The IncQuantizer class allows to apply different quantization approaches such as static, dynamic and aware training quantization using pytorch eager or fx graph mode.

class optimum.intel.IncQuantizer

< source >

( model: typing.Union[transformers.modeling_utils.PreTrainedModel, torch.nn.modules.module.Module] config_path_or_obj: typing.Union[str, optimum.intel.neural_compressor.configuration.IncQuantizationConfig] tokenizer: typing.Optional[transformers.tokenization_utils_base.PreTrainedTokenizerBase] = None eval_func: typing.Optional[typing.Callable] = None train_func: typing.Optional[typing.Callable] = None calib_dataloader: typing.Optional[torch.utils.data.dataloader.DataLoader] = None )

from_config

< source >

( model_name_or_path: str inc_config: typing.Union[optimum.intel.neural_compressor.configuration.IncQuantizationConfig, str, NoneType] = None config_name: str = None **kwargs ) → quantizer

Parameters

model_name_or_path (str) — Repository name in the Hugging Face Hub or path to a local directory hosting the model.
inc_config (Union[IncQuantizationConfig, str], optional) — Configuration file containing all the information related to the model quantization.

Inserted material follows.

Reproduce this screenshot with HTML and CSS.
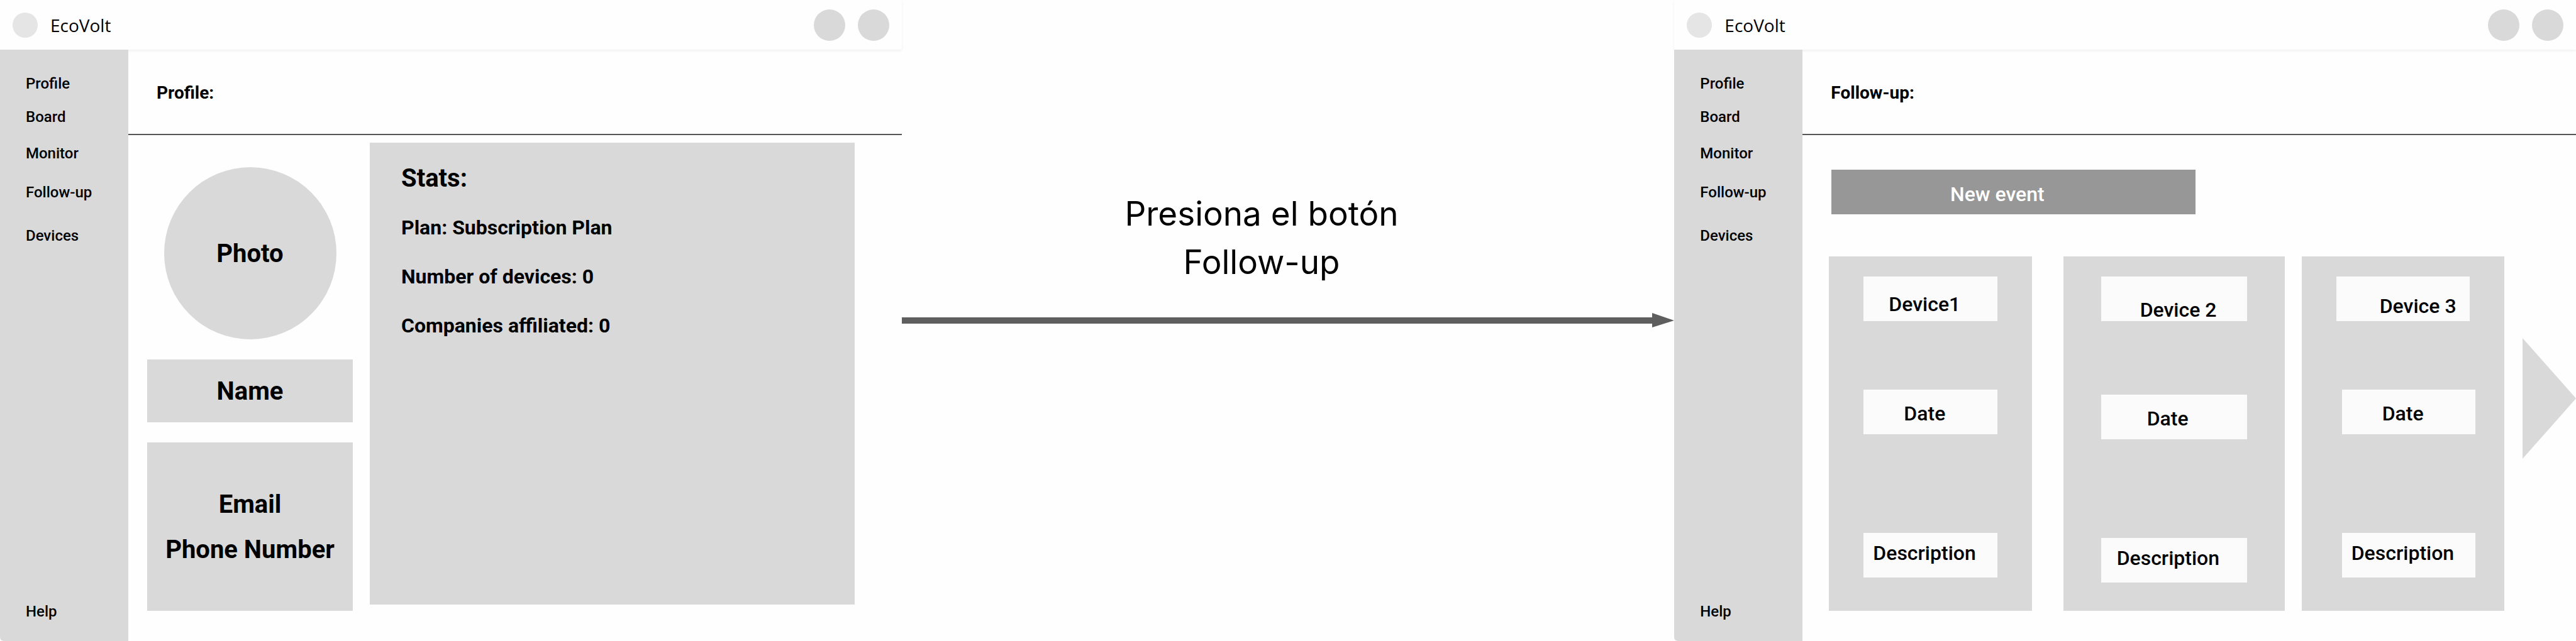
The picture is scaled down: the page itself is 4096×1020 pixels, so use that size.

Can be either:
- an instance of the class IncQuantizationConfig,
- a string valid as input to IncQuantizationConfig.from_pretrained.
config_name (str, optional) — Name of the configuration file.
cache_dir (str, optional) — Path to a directory in which a downloaded configuration should be cached if the standard cache should not be used.
force_download (bool, optional, defaults to False) — Whether or not to force to (re-)download the configuration files and override the cached versions if they exist.
resume_download (bool, optional, defaults to False) — Whether or not to delete incompletely received file. Attempts to resume the download if such a file exists.
revision(str, optional) — The specific model version to use. It can be a branch name, a tag name, or a commit id, since we use a git-based system for storing models and other artifacts on huggingface.co, so revision can be any identifier allowed by git.
calib_dataloader (DataLoader, optional) — DataLoader for post-training quantization calibration.
eval_func (Callable, optional) — Evaluation function to evaluate the tuning objective.
train_func (Callable, optional) — Training function for quantization aware training approach.

Returns

quantizer

IncQuantizer object.

Instantiate a IncQuantizer object from a configuration file which can either be hosted on huggingface.co or from a local directory path.

IncQuantizedModel

The IncQuantizedModel class allows to load a quantized pytorch model from a given configuration file summarizing the quantization performed by Intel® Neural Compressor.

class optimum.intel.neural_compressor.quantization.IncQuantizedModel

< source >

( *args **kwargs )

from_pretrained

< source >

( model_name_or_path: str inc_config: typing.Union[optimum.intel.neural_compressor.configuration.IncOptimizedConfig, str] = None q_model_name: typing.Optional[str] = None input_names: typing.Optional[typing.List[str]] = None batch_size: typing.Optional[int] = None sequence_length: typing.Union[int, typing.List[int], typing.Tuple[int], NoneType] = None num_choices: typing.Optional[int] = -1 **kwargs ) → q_model

Parameters

model_name_or_path (str) — Repository name in the Hugging Face Hub or path to a local directory hosting the model.
inc_config (Union[IncOptimizedConfig, str], optional) — Configuration file containing all the information related to the model quantization. Can be either:
- an instance of the class IncOptimizedConfig,
- a string valid as input to IncOptimizedConfig.from_pretrained.
q_model_name (str, optional) — Name of the state dictionary located in model_name_or_path used to load the quantized model. If state_dict is specified, the latter will not be used.
input_names (List[str], optional) — List of names of the inputs used when tracing the model. If unset, model.dummy_inputs().keys() are used instead.
batch_size (int, optional) — Batch size of the traced model inputs.
sequence_length (Union[int, List[int], Tuple[int]], optional) — Sequence length of the traced model inputs. For sequence-to-sequence models with different sequence lengths between the encoder and the decoder inputs, this must be [encoder_sequence_length, decoder_sequence_length].
num_choices (int, optional, defaults to -1) — The number of possible choices for a multiple choice task.
cache_dir (str, optional) — Path to a directory in which a downloaded configuration should be cached if the standard cache should not be used.
force_download (bool, optional, defaults to False) — Whether or not to force to (re-)download the configuration files and override the cached versions if they exist.
resume_download (bool, optional, defaults to False) — Whether or not to delete incompletely received file. Attempts to resume the download if such a file exists.
revision(str, optional) — The specific model version to use. It can be a branch name, a tag name, or a commit id, since we use a git-based system for storing models and other artifacts on huggingface.co, so revision can be any identifier allowed by git.
state_dict (Dict[str, torch.Tensor], optional) — State dictionary of the quantized model, if not specified q_model_name will be used to load the state dictionary.

Returns

q_model

Quantized model.

Instantiate a quantized pytorch model from a given Intel Neural Compressor (INC) configuration file.